*DATA LINES*.
+++
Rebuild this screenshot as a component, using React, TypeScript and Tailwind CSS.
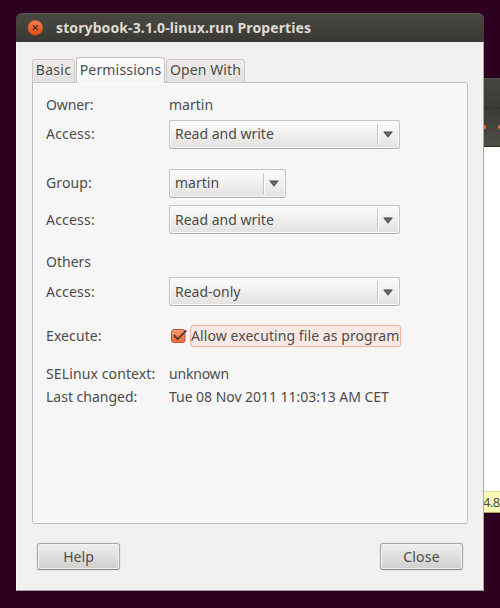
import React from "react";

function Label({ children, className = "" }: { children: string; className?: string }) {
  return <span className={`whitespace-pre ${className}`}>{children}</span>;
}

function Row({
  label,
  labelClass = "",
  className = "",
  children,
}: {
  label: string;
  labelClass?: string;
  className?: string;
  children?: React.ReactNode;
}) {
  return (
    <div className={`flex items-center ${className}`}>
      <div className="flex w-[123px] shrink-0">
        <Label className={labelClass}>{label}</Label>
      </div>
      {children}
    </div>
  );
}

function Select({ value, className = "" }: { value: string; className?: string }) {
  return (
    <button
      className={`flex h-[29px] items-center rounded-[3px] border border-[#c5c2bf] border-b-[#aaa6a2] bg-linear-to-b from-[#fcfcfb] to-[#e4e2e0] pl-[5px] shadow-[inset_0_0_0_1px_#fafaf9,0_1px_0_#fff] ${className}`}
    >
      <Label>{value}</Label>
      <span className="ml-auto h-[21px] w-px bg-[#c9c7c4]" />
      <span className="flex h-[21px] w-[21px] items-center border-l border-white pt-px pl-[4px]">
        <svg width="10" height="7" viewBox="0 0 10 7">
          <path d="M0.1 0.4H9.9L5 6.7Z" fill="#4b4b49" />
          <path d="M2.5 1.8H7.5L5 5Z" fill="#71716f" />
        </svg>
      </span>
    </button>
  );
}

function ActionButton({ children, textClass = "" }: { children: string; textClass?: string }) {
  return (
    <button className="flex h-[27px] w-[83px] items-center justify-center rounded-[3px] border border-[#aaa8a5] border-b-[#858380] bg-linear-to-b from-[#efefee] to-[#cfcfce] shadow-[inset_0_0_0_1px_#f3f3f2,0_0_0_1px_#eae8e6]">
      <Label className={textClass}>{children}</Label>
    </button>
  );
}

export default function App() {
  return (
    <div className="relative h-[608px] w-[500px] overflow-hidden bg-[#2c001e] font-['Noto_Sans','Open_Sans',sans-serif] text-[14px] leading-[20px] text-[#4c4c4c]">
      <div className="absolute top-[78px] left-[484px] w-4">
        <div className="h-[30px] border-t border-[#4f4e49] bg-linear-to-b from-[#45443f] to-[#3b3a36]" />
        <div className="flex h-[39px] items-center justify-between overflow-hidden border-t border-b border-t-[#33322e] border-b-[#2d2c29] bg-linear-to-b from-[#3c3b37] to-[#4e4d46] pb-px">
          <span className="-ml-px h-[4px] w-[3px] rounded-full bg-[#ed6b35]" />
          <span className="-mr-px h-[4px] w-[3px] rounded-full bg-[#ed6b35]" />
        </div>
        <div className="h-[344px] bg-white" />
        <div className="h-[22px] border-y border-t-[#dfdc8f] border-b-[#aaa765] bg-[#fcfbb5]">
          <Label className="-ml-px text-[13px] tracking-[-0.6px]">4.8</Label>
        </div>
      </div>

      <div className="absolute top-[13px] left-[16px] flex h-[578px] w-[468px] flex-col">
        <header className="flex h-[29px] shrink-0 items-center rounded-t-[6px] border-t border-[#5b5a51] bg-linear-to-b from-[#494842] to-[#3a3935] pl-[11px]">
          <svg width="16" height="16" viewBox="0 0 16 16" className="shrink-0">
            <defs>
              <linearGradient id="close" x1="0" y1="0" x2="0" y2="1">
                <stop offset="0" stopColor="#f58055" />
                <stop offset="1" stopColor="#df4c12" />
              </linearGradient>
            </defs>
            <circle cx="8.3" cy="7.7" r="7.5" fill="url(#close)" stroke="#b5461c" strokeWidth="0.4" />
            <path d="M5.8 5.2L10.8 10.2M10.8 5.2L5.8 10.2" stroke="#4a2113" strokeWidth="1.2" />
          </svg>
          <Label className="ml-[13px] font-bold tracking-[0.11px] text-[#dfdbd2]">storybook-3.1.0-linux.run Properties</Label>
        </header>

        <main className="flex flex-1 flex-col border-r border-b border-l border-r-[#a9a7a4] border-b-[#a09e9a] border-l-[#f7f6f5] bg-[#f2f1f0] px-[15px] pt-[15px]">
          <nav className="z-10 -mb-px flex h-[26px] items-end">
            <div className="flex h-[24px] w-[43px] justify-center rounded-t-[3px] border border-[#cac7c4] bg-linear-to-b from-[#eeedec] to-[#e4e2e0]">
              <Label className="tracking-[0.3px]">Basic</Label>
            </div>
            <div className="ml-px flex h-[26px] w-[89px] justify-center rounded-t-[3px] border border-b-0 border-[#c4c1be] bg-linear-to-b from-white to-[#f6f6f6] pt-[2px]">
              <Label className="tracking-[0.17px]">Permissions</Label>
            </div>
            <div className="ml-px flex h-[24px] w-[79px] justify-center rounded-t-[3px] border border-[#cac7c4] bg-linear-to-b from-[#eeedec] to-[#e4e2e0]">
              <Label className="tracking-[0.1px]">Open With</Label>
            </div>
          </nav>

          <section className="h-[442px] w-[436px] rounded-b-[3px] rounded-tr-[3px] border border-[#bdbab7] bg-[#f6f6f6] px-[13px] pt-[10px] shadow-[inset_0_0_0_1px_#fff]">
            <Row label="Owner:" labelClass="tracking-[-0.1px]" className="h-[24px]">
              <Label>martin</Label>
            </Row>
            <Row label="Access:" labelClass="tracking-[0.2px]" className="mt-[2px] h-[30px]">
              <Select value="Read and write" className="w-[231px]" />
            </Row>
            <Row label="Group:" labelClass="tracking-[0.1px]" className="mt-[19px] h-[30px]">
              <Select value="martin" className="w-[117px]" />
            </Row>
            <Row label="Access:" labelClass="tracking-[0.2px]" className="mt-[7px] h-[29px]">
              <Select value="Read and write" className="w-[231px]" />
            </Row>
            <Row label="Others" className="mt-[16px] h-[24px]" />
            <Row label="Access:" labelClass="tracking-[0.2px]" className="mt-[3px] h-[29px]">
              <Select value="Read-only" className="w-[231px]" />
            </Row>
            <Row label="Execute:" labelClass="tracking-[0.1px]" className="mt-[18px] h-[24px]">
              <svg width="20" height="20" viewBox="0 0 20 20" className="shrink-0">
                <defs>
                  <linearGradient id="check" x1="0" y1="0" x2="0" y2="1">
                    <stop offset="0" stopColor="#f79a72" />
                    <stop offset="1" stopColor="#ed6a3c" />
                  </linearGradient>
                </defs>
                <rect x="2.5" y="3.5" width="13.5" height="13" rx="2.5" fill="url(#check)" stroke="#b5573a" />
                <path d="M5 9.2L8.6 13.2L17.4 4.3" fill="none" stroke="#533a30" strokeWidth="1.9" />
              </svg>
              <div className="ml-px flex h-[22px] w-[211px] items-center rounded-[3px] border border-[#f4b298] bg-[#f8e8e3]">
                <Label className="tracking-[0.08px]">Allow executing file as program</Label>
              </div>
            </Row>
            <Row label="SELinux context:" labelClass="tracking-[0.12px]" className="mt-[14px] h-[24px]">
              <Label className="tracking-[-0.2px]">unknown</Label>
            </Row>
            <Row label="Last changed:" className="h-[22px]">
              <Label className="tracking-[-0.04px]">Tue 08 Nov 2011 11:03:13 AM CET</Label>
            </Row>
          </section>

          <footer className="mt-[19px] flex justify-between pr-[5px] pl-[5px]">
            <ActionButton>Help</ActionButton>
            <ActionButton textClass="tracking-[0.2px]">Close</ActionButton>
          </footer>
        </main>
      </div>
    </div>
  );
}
+++
*YOUR GOAL*.
Every line of the material is to be quoted exactly, with no pictures carried over.

*WORKED SOLUTION*.
Rebuild this screenshot as a component, using React, TypeScript and Tailwind CSS.
import React from "react";

function Label({ children, className = "" }: { children: string; className?: string }) {
  return <span className={`whitespace-pre ${className}`}>{children}</span>;
}

function Row({
  label,
  labelClass = "",
  className = "",
  children,
}: {
  label: string;
  labelClass?: string;
  className?: string;
  children?: React.ReactNode;
}) {
  return (
    <div className={`flex items-center ${className}`}>
      <div className="flex w-[123px] shrink-0">
        <Label className={labelClass}>{label}</Label>
      </div>
      {children}
    </div>
  );
}

function Select({ value, className = "" }: { value: string; className?: string }) {
  return (
    <button
      className={`flex h-[29px] items-center rounded-[3px] border border-[#c5c2bf] border-b-[#aaa6a2] bg-linear-to-b from-[#fcfcfb] to-[#e4e2e0] pl-[5px] shadow-[inset_0_0_0_1px_#fafaf9,0_1px_0_#fff] ${className}`}
    >
      <Label>{value}</Label>
      <span className="ml-auto h-[21px] w-px bg-[#c9c7c4]" />
      <span className="flex h-[21px] w-[21px] items-center border-l border-white pt-px pl-[4px]">
        <svg width="10" height="7" viewBox="0 0 10 7">
          <path d="M0.1 0.4H9.9L5 6.7Z" fill="#4b4b49" />
          <path d="M2.5 1.8H7.5L5 5Z" fill="#71716f" />
        </svg>
      </span>
    </button>
  );
}

function ActionButton({ children, textClass = "" }: { children: string; textClass?: string }) {
  return (
    <button className="flex h-[27px] w-[83px] items-center justify-center rounded-[3px] border border-[#aaa8a5] border-b-[#858380] bg-linear-to-b from-[#efefee] to-[#cfcfce] shadow-[inset_0_0_0_1px_#f3f3f2,0_0_0_1px_#eae8e6]">
      <Label className={textClass}>{children}</Label>
    </button>
  );
}

export default function App() {
  return (
    <div className="relative h-[608px] w-[500px] overflow-hidden bg-[#2c001e] font-['Noto_Sans','Open_Sans',sans-serif] text-[14px] leading-[20px] text-[#4c4c4c]">
      <div className="absolute top-[78px] left-[484px] w-4">
        <div className="h-[30px] border-t border-[#4f4e49] bg-linear-to-b from-[#45443f] to-[#3b3a36]" />
        <div className="flex h-[39px] items-center justify-between overflow-hidden border-t border-b border-t-[#33322e] border-b-[#2d2c29] bg-linear-to-b from-[#3c3b37] to-[#4e4d46] pb-px">
          <span className="-ml-px h-[4px] w-[3px] rounded-full bg-[#ed6b35]" />
          <span className="-mr-px h-[4px] w-[3px] rounded-full bg-[#ed6b35]" />
        </div>
        <div className="h-[344px] bg-white" />
        <div className="h-[22px] border-y border-t-[#dfdc8f] border-b-[#aaa765] bg-[#fcfbb5]">
          <Label className="-ml-px text-[13px] tracking-[-0.6px]">4.8</Label>
        </div>
      </div>

      <div className="absolute top-[13px] left-[16px] flex h-[578px] w-[468px] flex-col">
        <header className="flex h-[29px] shrink-0 items-center rounded-t-[6px] border-t border-[#5b5a51] bg-linear-to-b from-[#494842] to-[#3a3935] pl-[11px]">
          <svg width="16" height="16" viewBox="0 0 16 16" className="shrink-0">
            <defs>
              <linearGradient id="close" x1="0" y1="0" x2="0" y2="1">
                <stop offset="0" stopColor="#f58055" />
                <stop offset="1" stopColor="#df4c12" />
              </linearGradient>
            </defs>
            <circle cx="8.3" cy="7.7" r="7.5" fill="url(#close)" stroke="#b5461c" strokeWidth="0.4" />
            <path d="M5.8 5.2L10.8 10.2M10.8 5.2L5.8 10.2" stroke="#4a2113" strokeWidth="1.2" />
          </svg>
          <Label className="ml-[13px] font-bold tracking-[0.11px] text-[#dfdbd2]">storybook-3.1.0-linux.run Properties</Label>
        </header>

        <main className="flex flex-1 flex-col border-r border-b border-l border-r-[#a9a7a4] border-b-[#a09e9a] border-l-[#f7f6f5] bg-[#f2f1f0] px-[15px] pt-[15px]">
          <nav className="z-10 -mb-px flex h-[26px] items-end">
            <div className="flex h-[24px] w-[43px] justify-center rounded-t-[3px] border border-[#cac7c4] bg-linear-to-b from-[#eeedec] to-[#e4e2e0]">
              <Label className="tracking-[0.3px]">Basic</Label>
            </div>
            <div className="ml-px flex h-[26px] w-[89px] justify-center rounded-t-[3px] border border-b-0 border-[#c4c1be] bg-linear-to-b from-white to-[#f6f6f6] pt-[2px]">
              <Label className="tracking-[0.17px]">Permissions</Label>
            </div>
            <div className="ml-px flex h-[24px] w-[79px] justify-center rounded-t-[3px] border border-[#cac7c4] bg-linear-to-b from-[#eeedec] to-[#e4e2e0]">
              <Label className="tracking-[0.1px]">Open With</Label>
            </div>
          </nav>

          <section className="h-[442px] w-[436px] rounded-b-[3px] rounded-tr-[3px] border border-[#bdbab7] bg-[#f6f6f6] px-[13px] pt-[10px] shadow-[inset_0_0_0_1px_#fff]">
            <Row label="Owner:" labelClass="tracking-[-0.1px]" className="h-[24px]">
              <Label>martin</Label>
            </Row>
            <Row label="Access:" labelClass="tracking-[0.2px]" className="mt-[2px] h-[30px]">
              <Select value="Read and write" className="w-[231px]" />
            </Row>
            <Row label="Group:" labelClass="tracking-[0.1px]" className="mt-[19px] h-[30px]">
              <Select value="martin" className="w-[117px]" />
            </Row>
            <Row label="Access:" labelClass="tracking-[0.2px]" className="mt-[7px] h-[29px]">
              <Select value="Read and write" className="w-[231px]" />
            </Row>
            <Row label="Others" className="mt-[16px] h-[24px]" />
            <Row label="Access:" labelClass="tracking-[0.2px]" className="mt-[3px] h-[29px]">
              <Select value="Read-only" className="w-[231px]" />
            </Row>
            <Row label="Execute:" labelClass="tracking-[0.1px]" className="mt-[18px] h-[24px]">
              <svg width="20" height="20" viewBox="0 0 20 20" className="shrink-0">
                <defs>
                  <linearGradient id="check" x1="0" y1="0" x2="0" y2="1">
                    <stop offset="0" stopColor="#f79a72" />
                    <stop offset="1" stopColor="#ed6a3c" />
                  </linearGradient>
                </defs>
                <rect x="2.5" y="3.5" width="13.5" height="13" rx="2.5" fill="url(#check)" stroke="#b5573a" />
                <path d="M5 9.2L8.6 13.2L17.4 4.3" fill="none" stroke="#533a30" strokeWidth="1.9" />
              </svg>
              <div className="ml-px flex h-[22px] w-[211px] items-center rounded-[3px] border border-[#f4b298] bg-[#f8e8e3]">
                <Label className="tracking-[0.08px]">Allow executing file as program</Label>
              </div>
            </Row>
            <Row label="SELinux context:" labelClass="tracking-[0.12px]" className="mt-[14px] h-[24px]">
              <Label className="tracking-[-0.2px]">unknown</Label>
            </Row>
            <Row label="Last changed:" className="h-[22px]">
              <Label className="tracking-[-0.04px]">Tue 08 Nov 2011 11:03:13 AM CET</Label>
            </Row>
          </section>

          <footer className="mt-[19px] flex justify-between pr-[5px] pl-[5px]">
            <ActionButton>Help</ActionButton>
            <ActionButton textClass="tracking-[0.2px]">Close</ActionButton>
          </footer>
        </main>
      </div>
    </div>
  );
}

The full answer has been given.